Just in time for the road racing season to begin this 1965 Ford Mustang Shelby GT350R is getting ready to cross the auction block during Mecum’s Kissimmee auction.
It’s a story we’re all familiar with. Carroll Shelby turned the prissy pony car into a dominating SCCA production-based racecar, cementing the Mustang into automotive history almost immediately.
Serial No. 5R106 is just one of just 34 cars produced by Shelby, and it spent most of its competitive life tearing up Midwest SCCA National events at the hands of its first owner, Richard Jordan of Downers Grove, Illinois. At the time, Jordan was a veteran Corvette racer and had previously graduated from the Carroll Shelby School of High-Performance Driving at the now-defunct Riverside raceway in California. The car was originally ordered through Jack Loftus Ford in Hinsdale, Illinois. The total cost after tax was $6,188.

Built at Ford’s San Jose plant, Jordan’s Mustang 2+2 Fastback arrived at Shelby’s LAX shop days before Christmas in 1964, and six months later it wheeled out of the hangar as a competition-spec R-model. It sported a Shelby-tweaked 289 small-block V8 which kicked out a snarly 325 hp and shipped with an additional rear axle carrying 4.11:1 gearing.
Just 10 days after Jordan took delivery, 5R106 was entered in its first race at the storied Road America in Elkhart Lake, Wisconsin. It went on to race all over Illinois, Indiana, and Wisconsin for the next few years before Jordan began to wind down his racing career in the early ‘70s.
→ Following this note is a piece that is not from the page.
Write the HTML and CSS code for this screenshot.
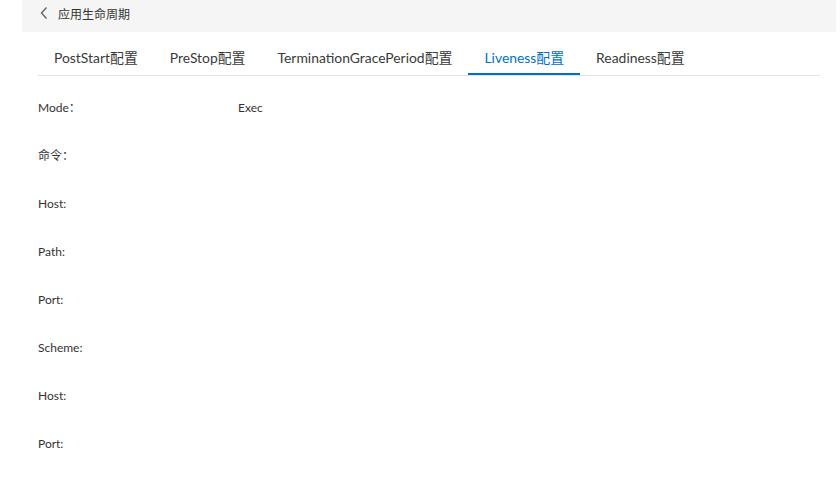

The 1965 Ford Mustang Shelby GT30R was then meticulously wrapped and placed into long-term storage, where it remained for years in near un-molested condition until it was sold in 1987. The car was given a full restoration and went on to win the Gold Award in the Competition Class at SAAC-18 at Watkins Glen in 1993. Several years later the car took the Second Place Popular Vote at SAAC-25 at Lime Rock Park.

According to Mecum, 5R106 has been meticulously maintained over the years, and it still looks as it did the day it showed up to Road America in 1965. Over the years the 1965 Ford Mustang Shelby GT350R has even managed to retain the scratch in the door handle from when Jordan went off track and buzzed the outside wall at Elkhart Lake.
The car has 4,930 total miles and has retained the majority of its factory components, with only NOS components being used where required. 5R106 still sports its original plexiglass windows and Shelby R-Model magnesium wheels. The car as it sits is a proper turn key vintage racer, all it will take to go racing is a cool $1.5 million. Yes. $1.5 million.